WHAT IS EXPECTED
Extract word for word the lines of the listing from its start to the line holding "border-[#2b2b2b] p-0 pt-[8px]", both ends kept; pictures are not part of the copy.
┌─ SOURCE DATA
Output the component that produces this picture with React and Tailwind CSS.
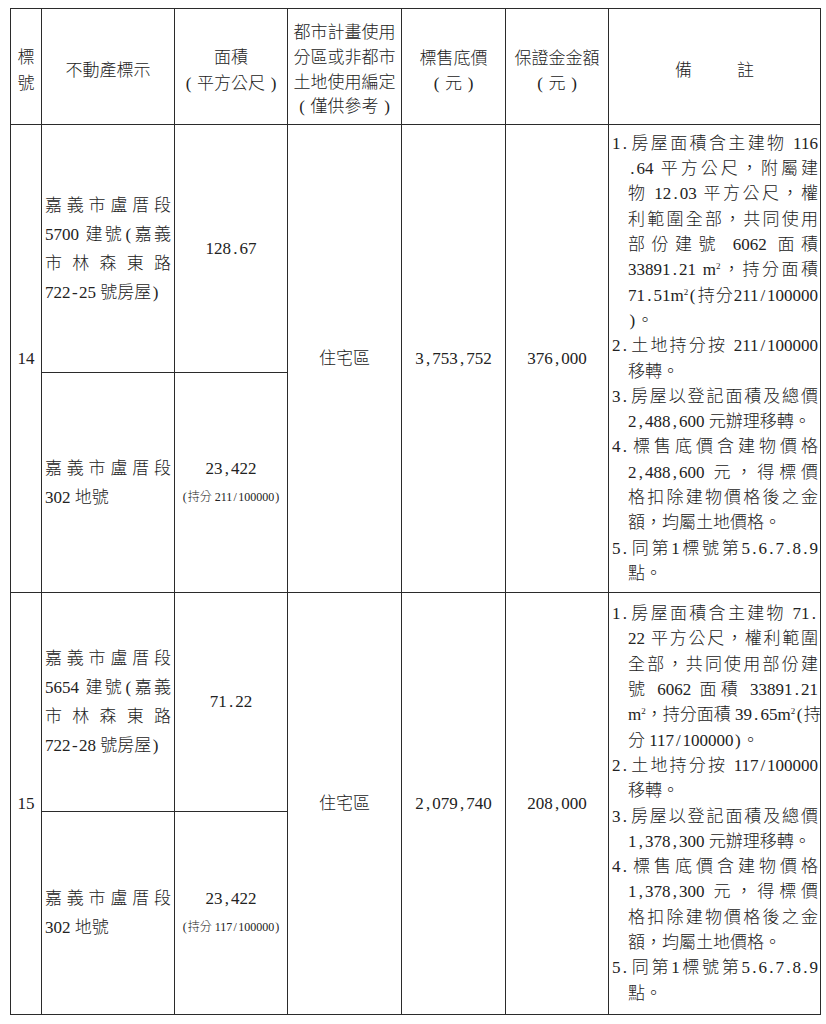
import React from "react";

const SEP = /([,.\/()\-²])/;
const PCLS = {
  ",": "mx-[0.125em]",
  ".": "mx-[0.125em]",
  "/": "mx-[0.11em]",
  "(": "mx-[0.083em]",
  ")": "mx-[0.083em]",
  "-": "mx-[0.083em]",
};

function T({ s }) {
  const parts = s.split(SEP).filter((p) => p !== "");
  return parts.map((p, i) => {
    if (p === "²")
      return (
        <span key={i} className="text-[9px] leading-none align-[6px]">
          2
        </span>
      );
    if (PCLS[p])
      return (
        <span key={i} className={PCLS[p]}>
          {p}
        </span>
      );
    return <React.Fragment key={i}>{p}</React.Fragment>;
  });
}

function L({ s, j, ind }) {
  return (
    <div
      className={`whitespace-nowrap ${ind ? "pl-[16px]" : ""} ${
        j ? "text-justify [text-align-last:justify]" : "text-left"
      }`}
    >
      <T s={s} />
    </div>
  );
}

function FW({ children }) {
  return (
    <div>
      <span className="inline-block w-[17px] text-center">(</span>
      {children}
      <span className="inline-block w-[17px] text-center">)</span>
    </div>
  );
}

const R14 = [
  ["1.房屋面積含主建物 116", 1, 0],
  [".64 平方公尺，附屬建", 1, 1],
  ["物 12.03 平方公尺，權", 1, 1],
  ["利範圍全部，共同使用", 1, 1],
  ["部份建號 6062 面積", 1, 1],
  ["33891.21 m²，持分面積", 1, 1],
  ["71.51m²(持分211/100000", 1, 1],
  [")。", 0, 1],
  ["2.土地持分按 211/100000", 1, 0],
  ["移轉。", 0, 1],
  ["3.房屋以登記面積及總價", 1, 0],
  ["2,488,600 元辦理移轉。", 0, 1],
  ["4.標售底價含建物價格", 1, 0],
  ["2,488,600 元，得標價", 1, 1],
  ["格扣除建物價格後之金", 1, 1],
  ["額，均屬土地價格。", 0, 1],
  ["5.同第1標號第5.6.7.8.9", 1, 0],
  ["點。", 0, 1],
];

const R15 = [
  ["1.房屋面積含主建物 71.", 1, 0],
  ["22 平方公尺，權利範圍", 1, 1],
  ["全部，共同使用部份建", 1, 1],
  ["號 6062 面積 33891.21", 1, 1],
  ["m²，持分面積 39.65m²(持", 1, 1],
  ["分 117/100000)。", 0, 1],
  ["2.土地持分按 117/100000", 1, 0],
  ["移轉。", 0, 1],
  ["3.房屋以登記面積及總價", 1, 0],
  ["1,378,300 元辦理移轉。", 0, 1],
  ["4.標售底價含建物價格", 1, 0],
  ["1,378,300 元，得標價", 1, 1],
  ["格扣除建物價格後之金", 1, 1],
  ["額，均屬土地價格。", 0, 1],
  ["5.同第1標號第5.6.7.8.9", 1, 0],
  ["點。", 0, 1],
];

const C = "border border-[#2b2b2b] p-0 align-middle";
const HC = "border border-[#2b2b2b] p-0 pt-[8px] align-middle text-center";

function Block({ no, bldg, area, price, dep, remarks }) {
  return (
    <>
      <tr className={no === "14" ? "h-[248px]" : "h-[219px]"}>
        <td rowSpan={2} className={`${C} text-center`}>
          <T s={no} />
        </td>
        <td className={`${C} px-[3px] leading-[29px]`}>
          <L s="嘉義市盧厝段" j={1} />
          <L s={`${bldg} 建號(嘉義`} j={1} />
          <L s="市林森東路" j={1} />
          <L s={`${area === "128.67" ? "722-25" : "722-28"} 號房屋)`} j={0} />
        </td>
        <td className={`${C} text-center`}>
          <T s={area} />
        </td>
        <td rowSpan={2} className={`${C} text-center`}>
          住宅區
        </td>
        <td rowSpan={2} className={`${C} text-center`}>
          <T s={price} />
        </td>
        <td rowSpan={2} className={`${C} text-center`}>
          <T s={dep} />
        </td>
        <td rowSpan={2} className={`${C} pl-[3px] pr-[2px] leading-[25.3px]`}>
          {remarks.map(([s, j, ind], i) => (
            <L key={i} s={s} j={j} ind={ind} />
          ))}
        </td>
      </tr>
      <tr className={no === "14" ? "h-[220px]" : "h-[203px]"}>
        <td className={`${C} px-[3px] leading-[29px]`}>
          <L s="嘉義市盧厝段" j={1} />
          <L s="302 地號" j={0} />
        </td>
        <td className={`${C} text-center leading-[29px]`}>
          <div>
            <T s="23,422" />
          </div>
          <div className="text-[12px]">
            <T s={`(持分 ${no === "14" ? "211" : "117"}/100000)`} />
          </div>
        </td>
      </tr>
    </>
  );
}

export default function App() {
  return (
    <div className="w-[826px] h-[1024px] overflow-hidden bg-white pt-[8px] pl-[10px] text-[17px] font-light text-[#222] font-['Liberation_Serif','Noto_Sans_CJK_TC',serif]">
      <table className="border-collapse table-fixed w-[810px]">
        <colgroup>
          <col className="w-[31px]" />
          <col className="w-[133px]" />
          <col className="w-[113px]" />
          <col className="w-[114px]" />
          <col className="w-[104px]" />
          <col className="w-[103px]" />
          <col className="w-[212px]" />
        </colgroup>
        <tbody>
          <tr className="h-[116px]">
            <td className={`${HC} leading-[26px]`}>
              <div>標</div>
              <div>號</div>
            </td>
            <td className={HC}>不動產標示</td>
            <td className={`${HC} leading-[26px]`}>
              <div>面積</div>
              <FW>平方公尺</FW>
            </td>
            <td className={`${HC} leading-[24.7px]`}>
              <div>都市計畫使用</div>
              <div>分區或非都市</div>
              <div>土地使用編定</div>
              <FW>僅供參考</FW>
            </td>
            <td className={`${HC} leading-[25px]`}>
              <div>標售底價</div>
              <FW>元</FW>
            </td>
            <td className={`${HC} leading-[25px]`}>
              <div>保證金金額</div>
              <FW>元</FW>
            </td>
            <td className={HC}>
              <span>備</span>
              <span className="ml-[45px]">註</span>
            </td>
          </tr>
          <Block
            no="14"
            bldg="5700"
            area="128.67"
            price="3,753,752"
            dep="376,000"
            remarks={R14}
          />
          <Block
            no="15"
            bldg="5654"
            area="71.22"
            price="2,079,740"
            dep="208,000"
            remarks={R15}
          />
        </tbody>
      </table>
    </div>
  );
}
└─
SOLUTION BELOW
Output the component that produces this picture with React and Tailwind CSS.
import React from "react";

const SEP = /([,.\/()\-²])/;
const PCLS = {
  ",": "mx-[0.125em]",
  ".": "mx-[0.125em]",
  "/": "mx-[0.11em]",
  "(": "mx-[0.083em]",
  ")": "mx-[0.083em]",
  "-": "mx-[0.083em]",
};

function T({ s }) {
  const parts = s.split(SEP).filter((p) => p !== "");
  return parts.map((p, i) => {
    if (p === "²")
      return (
        <span key={i} className="text-[9px] leading-none align-[6px]">
          2
        </span>
      );
    if (PCLS[p])
      return (
        <span key={i} className={PCLS[p]}>
          {p}
        </span>
      );
    return <React.Fragment key={i}>{p}</React.Fragment>;
  });
}

function L({ s, j, ind }) {
  return (
    <div
      className={`whitespace-nowrap ${ind ? "pl-[16px]" : ""} ${
        j ? "text-justify [text-align-last:justify]" : "text-left"
      }`}
    >
      <T s={s} />
    </div>
  );
}

function FW({ children }) {
  return (
    <div>
      <span className="inline-block w-[17px] text-center">(</span>
      {children}
      <span className="inline-block w-[17px] text-center">)</span>
    </div>
  );
}

const R14 = [
  ["1.房屋面積含主建物 116", 1, 0],
  [".64 平方公尺，附屬建", 1, 1],
  ["物 12.03 平方公尺，權", 1, 1],
  ["利範圍全部，共同使用", 1, 1],
  ["部份建號 6062 面積", 1, 1],
  ["33891.21 m²，持分面積", 1, 1],
  ["71.51m²(持分211/100000", 1, 1],
  [")。", 0, 1],
  ["2.土地持分按 211/100000", 1, 0],
  ["移轉。", 0, 1],
  ["3.房屋以登記面積及總價", 1, 0],
  ["2,488,600 元辦理移轉。", 0, 1],
  ["4.標售底價含建物價格", 1, 0],
  ["2,488,600 元，得標價", 1, 1],
  ["格扣除建物價格後之金", 1, 1],
  ["額，均屬土地價格。", 0, 1],
  ["5.同第1標號第5.6.7.8.9", 1, 0],
  ["點。", 0, 1],
];

const R15 = [
  ["1.房屋面積含主建物 71.", 1, 0],
  ["22 平方公尺，權利範圍", 1, 1],
  ["全部，共同使用部份建", 1, 1],
  ["號 6062 面積 33891.21", 1, 1],
  ["m²，持分面積 39.65m²(持", 1, 1],
  ["分 117/100000)。", 0, 1],
  ["2.土地持分按 117/100000", 1, 0],
  ["移轉。", 0, 1],
  ["3.房屋以登記面積及總價", 1, 0],
  ["1,378,300 元辦理移轉。", 0, 1],
  ["4.標售底價含建物價格", 1, 0],
  ["1,378,300 元，得標價", 1, 1],
  ["格扣除建物價格後之金", 1, 1],
  ["額，均屬土地價格。", 0, 1],
  ["5.同第1標號第5.6.7.8.9", 1, 0],
  ["點。", 0, 1],
];

const C = "border border-[#2b2b2b] p-0 align-middle";
const HC = "border border-[#2b2b2b] p-0 pt-[8px] align-middle text-center";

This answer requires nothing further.